>>>>
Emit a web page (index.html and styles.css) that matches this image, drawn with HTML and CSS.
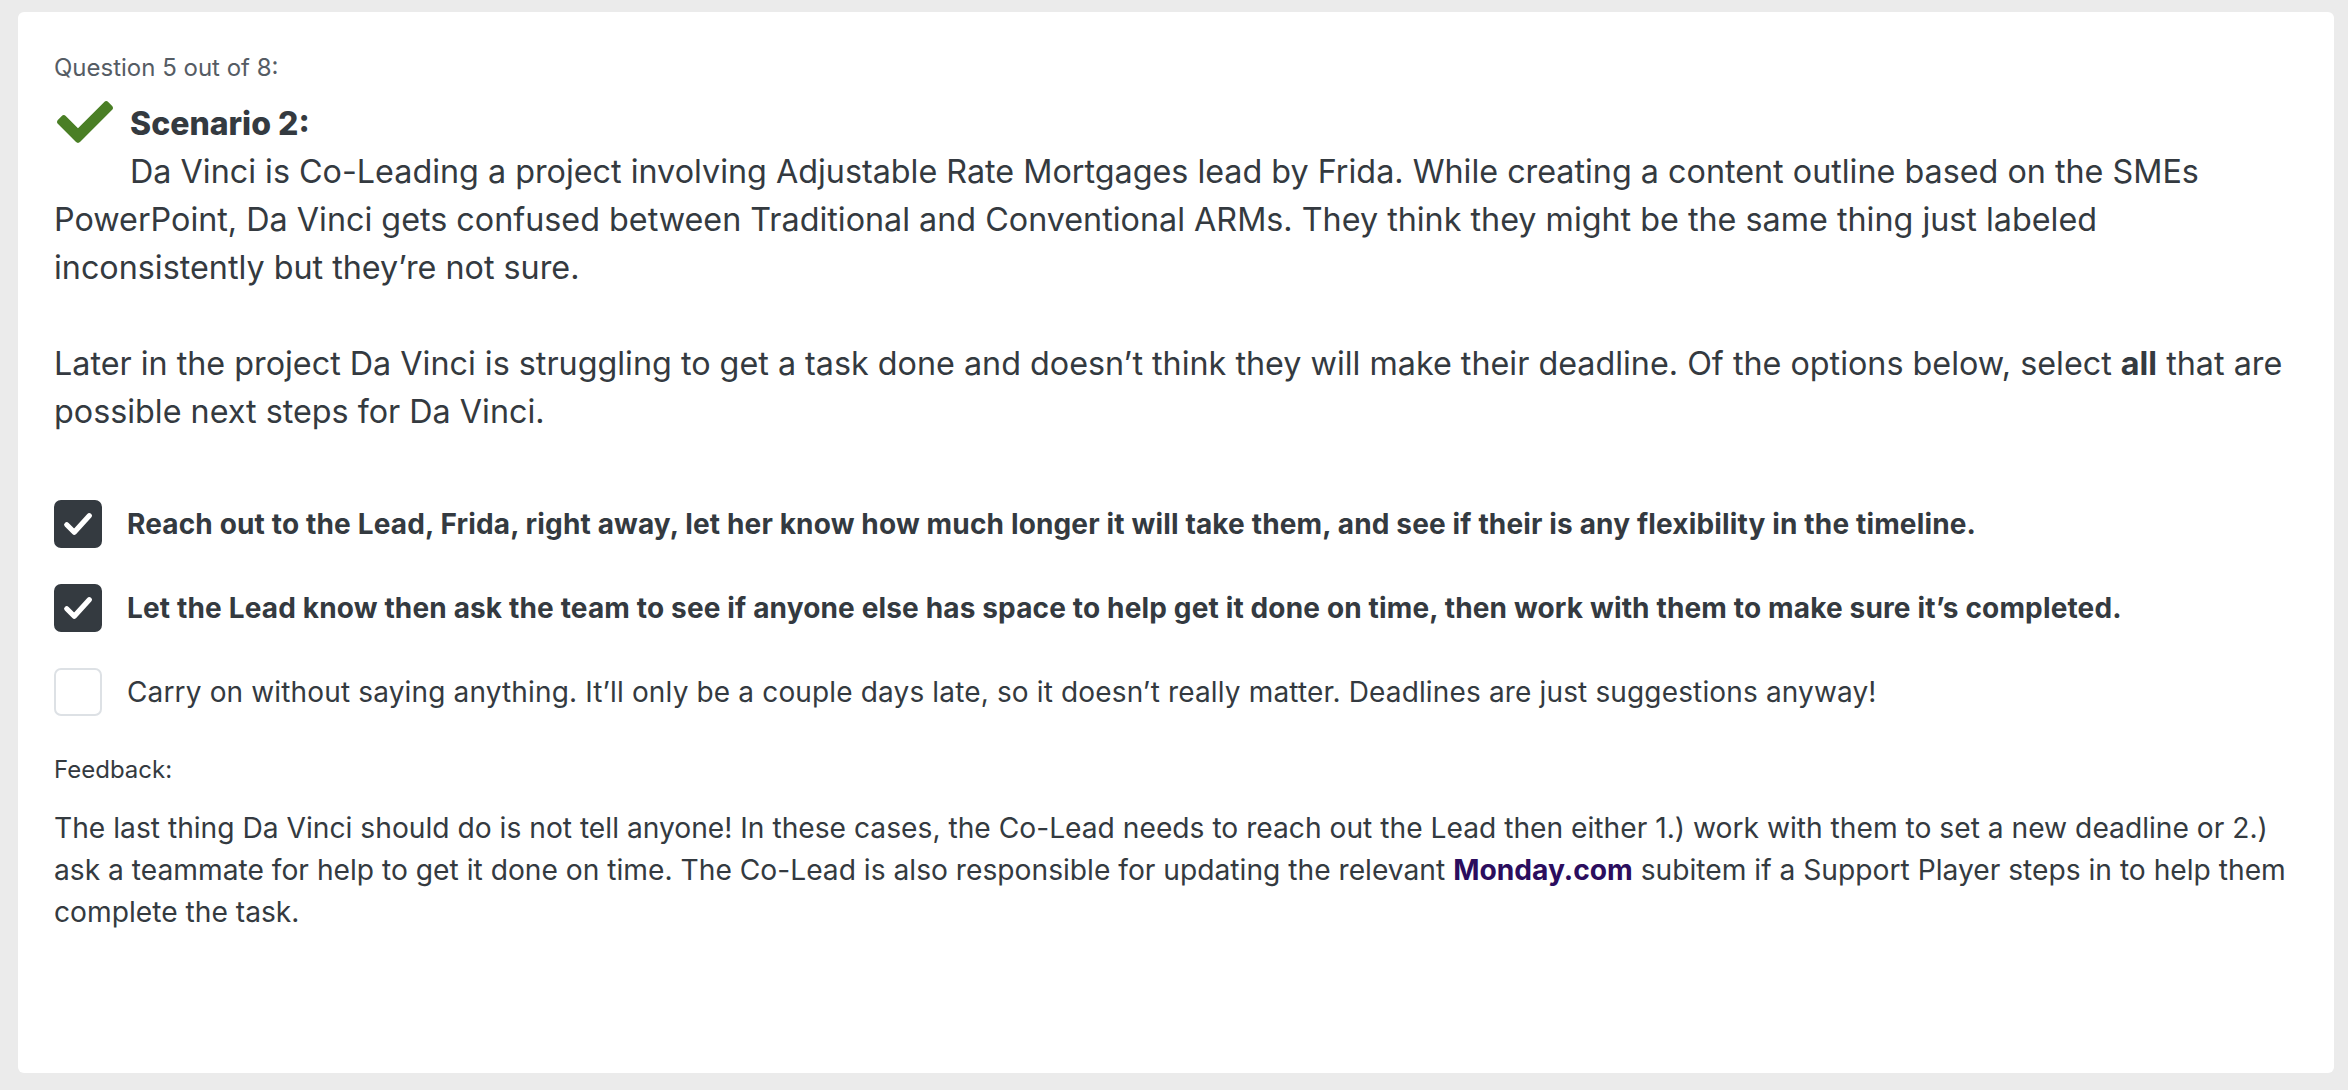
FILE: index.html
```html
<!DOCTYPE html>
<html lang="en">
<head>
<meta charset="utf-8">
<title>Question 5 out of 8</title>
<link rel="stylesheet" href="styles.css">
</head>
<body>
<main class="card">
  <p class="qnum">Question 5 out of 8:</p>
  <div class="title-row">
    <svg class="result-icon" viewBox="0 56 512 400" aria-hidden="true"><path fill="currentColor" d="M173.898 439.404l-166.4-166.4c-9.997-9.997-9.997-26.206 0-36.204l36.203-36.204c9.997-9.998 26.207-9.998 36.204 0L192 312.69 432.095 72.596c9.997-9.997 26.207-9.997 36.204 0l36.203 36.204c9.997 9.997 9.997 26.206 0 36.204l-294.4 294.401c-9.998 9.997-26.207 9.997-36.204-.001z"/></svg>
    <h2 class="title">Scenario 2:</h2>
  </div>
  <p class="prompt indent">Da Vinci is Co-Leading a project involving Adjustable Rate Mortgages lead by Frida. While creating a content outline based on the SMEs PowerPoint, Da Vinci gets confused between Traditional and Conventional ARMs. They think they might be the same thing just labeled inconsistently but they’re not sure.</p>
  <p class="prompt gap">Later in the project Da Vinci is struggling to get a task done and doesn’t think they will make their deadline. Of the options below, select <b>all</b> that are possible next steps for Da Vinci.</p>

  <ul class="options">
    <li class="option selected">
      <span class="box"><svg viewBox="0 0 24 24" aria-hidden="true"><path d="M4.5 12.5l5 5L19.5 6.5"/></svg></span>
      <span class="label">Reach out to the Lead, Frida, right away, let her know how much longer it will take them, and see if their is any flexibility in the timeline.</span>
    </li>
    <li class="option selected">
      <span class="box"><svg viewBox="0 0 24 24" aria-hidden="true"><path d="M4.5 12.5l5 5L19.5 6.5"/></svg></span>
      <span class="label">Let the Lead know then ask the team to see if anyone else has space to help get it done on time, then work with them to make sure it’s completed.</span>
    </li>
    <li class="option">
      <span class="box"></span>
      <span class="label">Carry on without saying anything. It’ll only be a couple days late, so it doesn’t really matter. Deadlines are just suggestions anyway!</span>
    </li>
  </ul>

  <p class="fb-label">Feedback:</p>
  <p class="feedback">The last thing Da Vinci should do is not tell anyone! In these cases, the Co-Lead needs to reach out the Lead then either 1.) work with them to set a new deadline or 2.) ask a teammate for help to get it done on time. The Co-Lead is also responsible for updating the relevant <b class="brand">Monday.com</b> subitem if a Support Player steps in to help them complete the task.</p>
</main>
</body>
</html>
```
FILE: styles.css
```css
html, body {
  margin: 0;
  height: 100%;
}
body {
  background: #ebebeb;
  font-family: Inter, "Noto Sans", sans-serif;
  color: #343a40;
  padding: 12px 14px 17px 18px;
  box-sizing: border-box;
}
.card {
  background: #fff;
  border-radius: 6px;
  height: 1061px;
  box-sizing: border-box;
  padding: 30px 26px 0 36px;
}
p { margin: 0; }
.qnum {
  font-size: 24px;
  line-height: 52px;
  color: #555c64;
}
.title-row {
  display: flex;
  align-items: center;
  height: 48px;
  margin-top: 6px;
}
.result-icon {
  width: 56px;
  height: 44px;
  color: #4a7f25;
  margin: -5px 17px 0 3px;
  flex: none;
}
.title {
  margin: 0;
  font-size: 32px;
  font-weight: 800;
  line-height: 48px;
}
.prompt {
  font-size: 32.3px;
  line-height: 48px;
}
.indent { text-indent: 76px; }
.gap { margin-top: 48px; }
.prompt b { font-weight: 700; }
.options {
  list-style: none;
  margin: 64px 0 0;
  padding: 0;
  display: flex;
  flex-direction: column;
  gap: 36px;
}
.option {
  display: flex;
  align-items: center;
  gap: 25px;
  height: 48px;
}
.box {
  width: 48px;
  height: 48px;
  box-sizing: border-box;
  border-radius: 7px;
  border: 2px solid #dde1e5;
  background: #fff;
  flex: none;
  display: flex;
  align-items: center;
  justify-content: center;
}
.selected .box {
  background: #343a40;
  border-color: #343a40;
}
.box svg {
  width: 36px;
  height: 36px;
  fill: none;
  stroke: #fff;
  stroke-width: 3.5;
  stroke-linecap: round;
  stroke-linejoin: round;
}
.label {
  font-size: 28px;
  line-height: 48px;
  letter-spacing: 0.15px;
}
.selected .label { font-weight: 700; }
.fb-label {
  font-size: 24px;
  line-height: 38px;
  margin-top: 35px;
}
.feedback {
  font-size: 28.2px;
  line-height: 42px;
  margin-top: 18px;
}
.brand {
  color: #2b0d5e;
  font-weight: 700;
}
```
<<<<
To be done – Reproduce each line exactly, please, except for any pictures.

Answer for this exercise –
Emit a web page (index.html and styles.css) that matches this image, drawn with HTML and CSS.
FILE: index.html
```html
<!DOCTYPE html>
<html lang="en">
<head>
<meta charset="utf-8">
<title>Question 5 out of 8</title>
<link rel="stylesheet" href="styles.css">
</head>
<body>
<main class="card">
  <p class="qnum">Question 5 out of 8:</p>
  <div class="title-row">
    <svg class="result-icon" viewBox="0 56 512 400" aria-hidden="true"><path fill="currentColor" d="M173.898 439.404l-166.4-166.4c-9.997-9.997-9.997-26.206 0-36.204l36.203-36.204c9.997-9.998 26.207-9.998 36.204 0L192 312.69 432.095 72.596c9.997-9.997 26.207-9.997 36.204 0l36.203 36.204c9.997 9.997 9.997 26.206 0 36.204l-294.4 294.401c-9.998 9.997-26.207 9.997-36.204-.001z"/></svg>
    <h2 class="title">Scenario 2:</h2>
  </div>
  <p class="prompt indent">Da Vinci is Co-Leading a project involving Adjustable Rate Mortgages lead by Frida. While creating a content outline based on the SMEs PowerPoint, Da Vinci gets confused between Traditional and Conventional ARMs. They think they might be the same thing just labeled inconsistently but they’re not sure.</p>
  <p class="prompt gap">Later in the project Da Vinci is struggling to get a task done and doesn’t think they will make their deadline. Of the options below, select <b>all</b> that are possible next steps for Da Vinci.</p>

  <ul class="options">
    <li class="option selected">
      <span class="box"><svg viewBox="0 0 24 24" aria-hidden="true"><path d="M4.5 12.5l5 5L19.5 6.5"/></svg></span>
      <span class="label">Reach out to the Lead, Frida, right away, let her know how much longer it will take them, and see if their is any flexibility in the timeline.</span>
    </li>
    <li class="option selected">
      <span class="box"><svg viewBox="0 0 24 24" aria-hidden="true"><path d="M4.5 12.5l5 5L19.5 6.5"/></svg></span>
      <span class="label">Let the Lead know then ask the team to see if anyone else has space to help get it done on time, then work with them to make sure it’s completed.</span>
    </li>
    <li class="option">
      <span class="box"></span>
      <span class="label">Carry on without saying anything. It’ll only be a couple days late, so it doesn’t really matter. Deadlines are just suggestions anyway!</span>
    </li>
  </ul>

  <p class="fb-label">Feedback:</p>
  <p class="feedback">The last thing Da Vinci should do is not tell anyone! In these cases, the Co-Lead needs to reach out the Lead then either 1.) work with them to set a new deadline or 2.) ask a teammate for help to get it done on time. The Co-Lead is also responsible for updating the relevant <b class="brand">Monday.com</b> subitem if a Support Player steps in to help them complete the task.</p>
</main>
</body>
</html>
```
FILE: styles.css
```css
html, body {
  margin: 0;
  height: 100%;
}
body {
  background: #ebebeb;
  font-family: Inter, "Noto Sans", sans-serif;
  color: #343a40;
  padding: 12px 14px 17px 18px;
  box-sizing: border-box;
}
.card {
  background: #fff;
  border-radius: 6px;
  height: 1061px;
  box-sizing: border-box;
  padding: 30px 26px 0 36px;
}
p { margin: 0; }
.qnum {
  font-size: 24px;
  line-height: 52px;
  color: #555c64;
}
.title-row {
  display: flex;
  align-items: center;
  height: 48px;
  margin-top: 6px;
}
.result-icon {
  width: 56px;
  height: 44px;
  color: #4a7f25;
  margin: -5px 17px 0 3px;
  flex: none;
}
.title {
  margin: 0;
  font-size: 32px;
  font-weight: 800;
  line-height: 48px;
}
.prompt {
  font-size: 32.3px;
  line-height: 48px;
}
.indent { text-indent: 76px; }
.gap { margin-top: 48px; }
.prompt b { font-weight: 700; }
.options {
  list-style: none;
  margin: 64px 0 0;
  padding: 0;
  display: flex;
  flex-direction: column;
  gap: 36px;
}
.option {
  display: flex;
  align-items: center;
  gap: 25px;
  height: 48px;
}
.box {
  width: 48px;
  height: 48px;
  box-sizing: border-box;
  border-radius: 7px;
  border: 2px solid #dde1e5;
  background: #fff;
  flex: none;
  display: flex;
  align-items: center;
  justify-content: center;
}
.selected .box {
  background: #343a40;
  border-color: #343a40;
}
.box svg {
  width: 36px;
  height: 36px;
  fill: none;
  stroke: #fff;
  stroke-width: 3.5;
  stroke-linecap: round;
  stroke-linejoin: round;
}
.label {
  font-size: 28px;
  line-height: 48px;
  letter-spacing: 0.15px;
}
.selected .label { font-weight: 700; }
.fb-label {
  font-size: 24px;
  line-height: 38px;
  margin-top: 35px;
}
.feedback {
  font-size: 28.2px;
  line-height: 42px;
  margin-top: 18px;
}
.brand {
  color: #2b0d5e;
  font-weight: 700;
}
```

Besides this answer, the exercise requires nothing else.